La poca educación de la gente en bares y restaurantes: al otro lado de la mesa

Hay cosas que me ponen de mala hostia, y una de ellas es la gente maleducada en los bares y restaurantes. No sé en qué momento nos convertimos en una sociedad donde pagar por un café o un plato de comida te da derecho a tratar al personal como si fueran tus putos esclavos. Pero aquí estamos, viendo a gente que, por el simple hecho de sentarse en una mesa, se cree la realeza.

No hay nada peor que el cliente con complejo de marqués. Ese que llega, se sienta y, sin saludar, suelta un “¡Chico!”, acompañado de un chasquido de dedos o una palmada. Perdón, majestad, ¿le sirvo el café y le hago un masaje en los pies también? Porque el camarero, que ya lleva diez horas de pie y probablemente haya aguantado a veinte como tú, tiene que soportar tus modales de mierda sin rechistar.

Luego está el intolerante a la espera. El que se cree que la comida sale de una fábrica secreta en el sótano del local y que si su pedido tarda más de cinco minutos, empieza a mirar el reloj, bufar y poner caras de indignación. “Esto es inadmisible”, dice, como si estuviera esperando un trasplante de corazón y no un puto sándwich mixto.

Y no olvidemos al crítico gastronómico de pacotilla. El que se pasa la comida analizando cada detalle como si estuviera en MasterChef. Que si la carne está un poco pasada, que si la cerveza no está lo suficientemente fría, que si el pan no cruje con la sinfonía adecuada. Hermano, has pedido un menú del día de 12 pavos, relájate.

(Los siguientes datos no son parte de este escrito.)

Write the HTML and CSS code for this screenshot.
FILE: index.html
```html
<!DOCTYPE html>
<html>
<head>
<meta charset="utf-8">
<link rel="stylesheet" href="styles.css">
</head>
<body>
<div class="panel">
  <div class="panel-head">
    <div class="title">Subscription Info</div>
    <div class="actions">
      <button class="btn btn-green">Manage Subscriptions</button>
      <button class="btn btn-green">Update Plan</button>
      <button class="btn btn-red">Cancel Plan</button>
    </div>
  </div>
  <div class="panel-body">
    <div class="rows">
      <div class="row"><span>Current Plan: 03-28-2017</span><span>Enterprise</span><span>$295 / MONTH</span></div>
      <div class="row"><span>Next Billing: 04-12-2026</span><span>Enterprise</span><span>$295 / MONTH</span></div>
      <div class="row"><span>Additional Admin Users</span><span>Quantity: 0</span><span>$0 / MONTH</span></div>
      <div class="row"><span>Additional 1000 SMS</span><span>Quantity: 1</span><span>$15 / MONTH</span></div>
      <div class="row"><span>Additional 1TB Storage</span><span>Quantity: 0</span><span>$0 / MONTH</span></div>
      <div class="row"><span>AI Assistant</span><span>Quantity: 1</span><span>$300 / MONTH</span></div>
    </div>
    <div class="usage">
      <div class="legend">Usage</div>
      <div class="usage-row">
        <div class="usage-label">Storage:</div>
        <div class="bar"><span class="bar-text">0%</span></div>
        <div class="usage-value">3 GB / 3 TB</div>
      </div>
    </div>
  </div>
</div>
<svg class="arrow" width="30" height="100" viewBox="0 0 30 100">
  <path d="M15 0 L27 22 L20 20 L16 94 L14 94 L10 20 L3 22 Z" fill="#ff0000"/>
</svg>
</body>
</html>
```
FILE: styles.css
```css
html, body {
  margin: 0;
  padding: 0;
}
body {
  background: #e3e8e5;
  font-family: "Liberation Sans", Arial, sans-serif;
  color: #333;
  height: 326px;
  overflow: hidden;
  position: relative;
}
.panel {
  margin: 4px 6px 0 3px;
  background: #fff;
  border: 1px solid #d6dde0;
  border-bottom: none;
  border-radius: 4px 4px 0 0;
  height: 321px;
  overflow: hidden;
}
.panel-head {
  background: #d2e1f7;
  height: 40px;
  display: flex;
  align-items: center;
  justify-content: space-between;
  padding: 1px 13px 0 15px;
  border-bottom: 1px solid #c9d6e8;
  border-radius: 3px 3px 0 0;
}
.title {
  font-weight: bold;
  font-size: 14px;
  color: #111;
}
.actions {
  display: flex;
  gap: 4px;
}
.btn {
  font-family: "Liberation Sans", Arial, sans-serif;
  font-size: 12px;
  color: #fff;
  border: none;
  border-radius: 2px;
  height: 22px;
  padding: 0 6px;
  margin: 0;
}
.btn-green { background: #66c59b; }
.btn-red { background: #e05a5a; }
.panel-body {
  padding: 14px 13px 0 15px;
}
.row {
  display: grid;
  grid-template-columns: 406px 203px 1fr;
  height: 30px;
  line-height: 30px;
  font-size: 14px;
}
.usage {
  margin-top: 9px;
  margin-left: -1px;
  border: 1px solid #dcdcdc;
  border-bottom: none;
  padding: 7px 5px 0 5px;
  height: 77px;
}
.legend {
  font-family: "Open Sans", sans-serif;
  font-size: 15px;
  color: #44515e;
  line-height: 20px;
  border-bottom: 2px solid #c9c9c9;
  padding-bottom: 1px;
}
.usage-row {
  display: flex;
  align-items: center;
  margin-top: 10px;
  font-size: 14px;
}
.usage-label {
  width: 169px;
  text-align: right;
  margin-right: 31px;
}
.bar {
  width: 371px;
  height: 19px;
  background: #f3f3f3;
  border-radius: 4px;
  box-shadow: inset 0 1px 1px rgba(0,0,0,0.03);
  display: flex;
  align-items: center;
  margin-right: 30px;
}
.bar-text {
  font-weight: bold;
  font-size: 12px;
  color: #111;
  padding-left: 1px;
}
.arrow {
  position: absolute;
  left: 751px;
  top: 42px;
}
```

No estás en un tres estrellas Michelin, y con esa actitud, tampoco eres Gordon Ramsay.

Pero el premio gordo se lo lleva el que se cree el puto dueño del bar. Ese que deja la mesa hecha un cristo, con servilletas, migas y restos de comida esparcidos como si hubiera pasado un huracán. Y que, cuando se lo haces notar, suelta el clásico: “Para eso están, ¿no?”. Claro, claro, y para aguantarte también. Porque encima hay que agradecerte que vengas a ensuciar con tu divina presencia.

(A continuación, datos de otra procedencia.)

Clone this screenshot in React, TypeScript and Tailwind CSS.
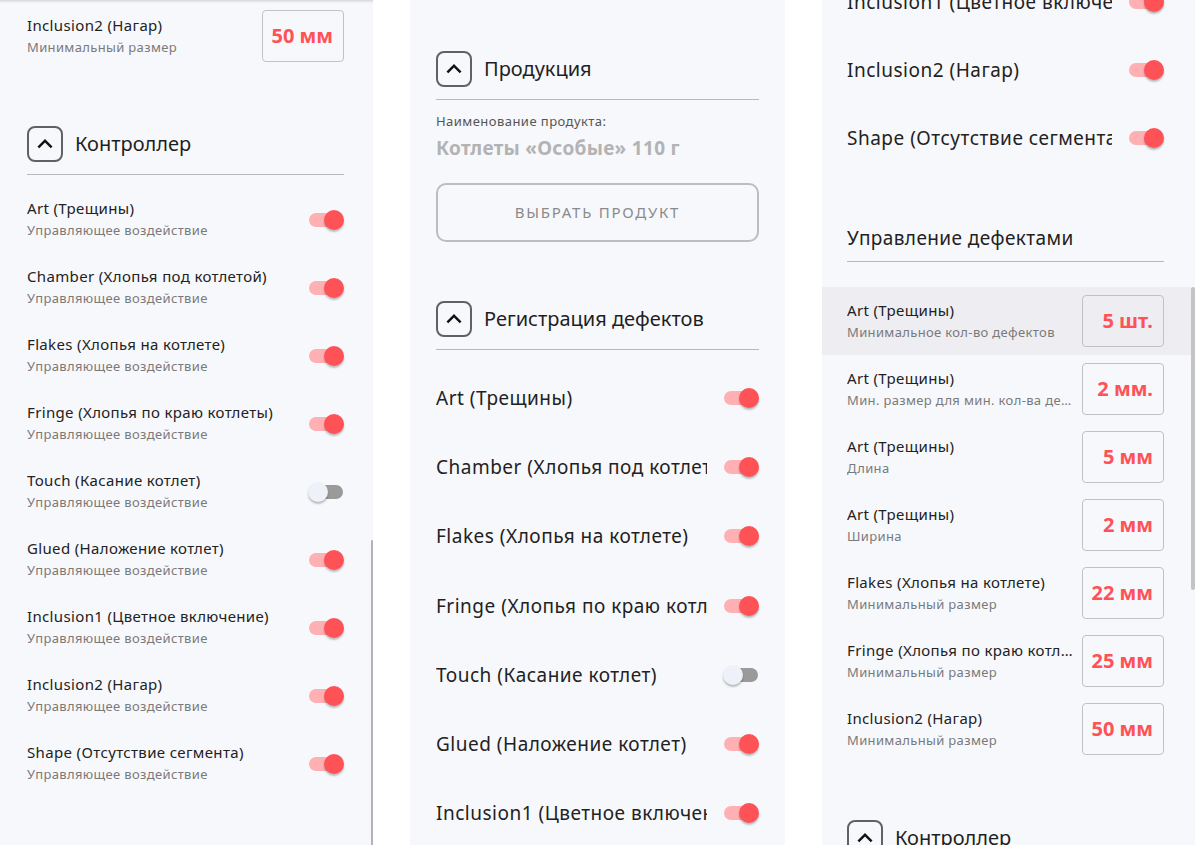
import React from "react";

const RED = "#ff5257";

type Item = { title: string; on: boolean };

const controllerItems: Item[] = [
  { title: "Art (Трещины)", on: true },
  { title: "Chamber (Хлопья под котлетой)", on: true },
  { title: "Flakes (Хлопья на котлете)", on: true },
  { title: "Fringe (Хлопья по краю котлеты)", on: true },
  { title: "Touch (Касание котлет)", on: false },
  { title: "Glued (Наложение котлет)", on: true },
  { title: "Inclusion1 (Цветное включение)", on: true },
  { title: "Inclusion2 (Нагар)", on: true },
  { title: "Shape (Отсутствие сегмента)", on: true },
];

const registrationItems: Item[] = [
  { title: "Art (Трещины)", on: true },
  { title: "Chamber (Хлопья под котлетой)", on: true },
  { title: "Flakes (Хлопья на котлете)", on: true },
  { title: "Fringe (Хлопья по краю котлеты)", on: true },
  { title: "Touch (Касание котлет)", on: false },
  { title: "Glued (Наложение котлет)", on: true },
  { title: "Inclusion1 (Цветное включение)", on: true },
];

const defectRows = [
  { title: "Art (Трещины)", sub: "Минимальное кол-во дефектов", value: "5 шт.", active: true },
  { title: "Art (Трещины)", sub: "Мин. размер для мин. кол-ва дефектов", value: "2 мм." },
  { title: "Art (Трещины)", sub: "Длина", value: "5 мм" },
  { title: "Art (Трещины)", sub: "Ширина", value: "2 мм" },
  { title: "Flakes (Хлопья на котлете)", sub: "Минимальный размер", value: "22 мм" },
  { title: "Fringe (Хлопья по краю котлеты)", sub: "Минимальный размер", value: "25 мм" },
  { title: "Inclusion2 (Нагар)", sub: "Минимальный размер", value: "50 мм" },
];

const Toggle: React.FC<{ on: boolean }> = ({ on }) => (
  <div className="relative h-5 w-9 shrink-0">
    <div
      className={
        "absolute left-[1px] top-[3px] h-[14px] w-[34px] rounded-full " +
        (on ? "bg-[#ffb0b2]" : "bg-[#9a9a9a]")
      }
    />
    <div
      className={
        "absolute top-0 h-5 w-5 rounded-full shadow-[0_2px_2px_rgba(0,0,0,0.25)] " +
        (on ? "right-0 bg-[#ff5257]" : "left-0 bg-[#eef1f8]")
      }
    />
  </div>
);

const SectionHeader: React.FC<{ title: string }> = ({ title }) => (
  <div className="flex h-9 items-center gap-[12px]">
    <div className="flex h-9 w-9 items-center justify-center rounded-[8px] border-2 border-[#616161]">
      <svg width="30" height="30" viewBox="0 0 24 24">
        <path d="M12 8l-6 6 1.41 1.41L12 10.83l4.59 4.58L18 14z" fill="#111" />
      </svg>
    </div>
    <span className="text-[20px] leading-6 text-[#1f1f1f]">{title}</span>
  </div>
);

const ValueBox: React.FC<{ value: string }> = ({ value }) => (
  <div className="flex h-[52px] w-[82px] shrink-0 items-center justify-end rounded-[4px] border border-[#c2c2c2] pr-[10px]">
    <span className="text-[20px] font-bold leading-6" style={{ color: RED }}>
      {value}
    </span>
  </div>
);

const Title: React.FC<{ children: React.ReactNode }> = ({ children }) => (
  <div className="truncate text-[15px] leading-5 tracking-[0.35px] text-[#222]">{children}</div>
);

const Sub: React.FC<{ children: React.ReactNode }> = ({ children }) => (
  <div className="mt-[2px] truncate text-[13px] leading-5 tracking-[0.35px] text-[#7a7a7a]">{children}</div>
);

const ValueRow: React.FC<{ title: string; sub: string; value: string; active?: boolean }> = ({
  title,
  sub,
  value,
  active,
}) => (
  <div className={"flex h-[68px] items-center pl-[25px] pr-[27px] " + (active ? "bg-[#ededf2]" : "")}>
    <div className="mr-[4px] min-w-0 flex-1">
      <Title>{title}</Title>
      <Sub>{sub}</Sub>
    </div>
    <ValueBox value={value} />
  </div>
);

const ToggleRowSmall: React.FC<Item> = ({ title, on }) => (
  <div className="flex h-[68px] items-center justify-between">
    <div className="min-w-0">
      <Title>{title}</Title>
      <Sub>Управляющее воздействие</Sub>
    </div>
    <div className="mt-[2px]">
      <Toggle on={on} />
    </div>
  </div>
);

const ToggleRowLarge: React.FC<Item & { tall?: boolean }> = ({ title, on, tall }) => (
  <div className={"flex items-center gap-4 " + (tall ? "h-[69.3px]" : "h-[68px]")}>
    <div className="min-w-0 flex-1 overflow-hidden whitespace-nowrap text-[19px] leading-6 tracking-[0.5px] text-[#222]">
      {title}
    </div>
    <Toggle on={on} />
  </div>
);

export default function App() {
  return (
    <div className="flex h-[845px] w-[1195px] overflow-hidden bg-white font-['Noto_Sans',sans-serif]">
      {/* left column */}
      <div className="relative h-full w-[373px] shrink-0 overflow-hidden bg-[#f7f8fc] shadow-[inset_0_3px_3px_-2px_rgba(0,0,0,0.18)]">
        <div className="pl-[27px] pr-[29px] pt-[2px]">
          <div className="flex h-[68px] items-center justify-between">
            <div>
              <Title>Inclusion2 (Нагар)</Title>
              <Sub>Минимальный размер</Sub>
            </div>
            <ValueBox value="50 мм" />
          </div>
          <div className="mt-[56px]">
            <SectionHeader title="Контроллер" />
          </div>
          <div className="mt-[12px] h-px bg-[#b8b8b8]" />
          <div className="mt-[10px]">
            {controllerItems.map((it, i) => (
              <ToggleRowSmall key={i} {...it} />
            ))}
          </div>
        </div>
        <div className="absolute right-0 top-[540px] h-[310px] w-[2px] rounded-full bg-[#b3b3b3]" />
      </div>

      <div className="w-[37px] shrink-0" />

      {/* middle column */}
      <div className="h-full w-[375px] shrink-0 overflow-hidden bg-[#f7f8fc] px-[26px] pt-[51px]">
        <SectionHeader title="Продукция" />
        <div className="mt-[12px] h-px bg-[#b8b8b8]" />
        <div className="mt-[11px] text-[13px] leading-5 tracking-[0.45px] text-[#555]">Наименование продукта:</div>
        <div className="mt-[5px] text-[19px] font-bold leading-6 tracking-[0.3px] text-[#b3b3b3]">
          Котлеты «Особые» 110 г
        </div>
        <div className="mt-[23px] flex h-[59px] items-center justify-center rounded-[10px] border-2 border-[#bdbdbd] text-[15px] tracking-[1.75px] text-[#8a8a8a]">
          ВЫБРАТЬ ПРОДУКТ
        </div>
        <div className="mt-[59px]">
          <SectionHeader title="Регистрация дефектов" />
        </div>
        <div className="mt-[12px] h-px bg-[#b8b8b8]" />
        <div className="mt-[13px]">
          {registrationItems.map((it, i) => (
            <ToggleRowLarge key={i} {...it} tall />
          ))}
        </div>
      </div>

      <div className="w-[37px] shrink-0" />

      {/* right column */}
      <div className="relative h-full w-[373px] shrink-0 overflow-hidden bg-[#f7f8fc] pr-[4px]">
        <div className="-mt-[32px] pl-[25px] pr-[27px]">
          <ToggleRowLarge title="Inclusion1 (Цветное включение)" on />
          <ToggleRowLarge title="Inclusion2 (Нагар)" on />
          <ToggleRowLarge title="Shape (Отсутствие сегмента)" on />
          <div className="mt-[54px] border-b border-[#b8b8b8] pb-[11px] text-[19px] leading-6 tracking-[0.4px] text-[#222]">
            Управление дефектами
          </div>
        </div>
        <div className="mt-[25px]">
          {defectRows.map((r, i) => (
            <ValueRow key={i} {...r} />
          ))}
        </div>
        <div className="mt-[57px] pl-[25px]">
          <SectionHeader title="Контроллер" />
        </div>
        <div className="absolute right-0 top-[287px] h-[303px] w-[4px] rounded-full bg-[#c4c4c4]" />
      </div>
    </div>
  );
}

A ver si nos enteramos: ser cliente no te hace superior. Pedir las cosas con educación, tratar bien a la gente y dejar una propina cuando el servicio ha sido bueno no cuesta nada. No digo que haya que besar los pies a los camareros, pero joder, ser una persona decente no debería ser opcional.

Así que, la próxima vez que vayas a un bar o restaurante, actúa con un poco de sentido común. Saluda, di “por favor” y “gracias”, y deja de comportarte como un capullo. Porque sí, pagas por tu comida, pero la educación sigue siendo gratis, y a más de uno le vendría bien un buen repaso.

Dedicado a Jorge, del Café Bar Libertad en Móstoles.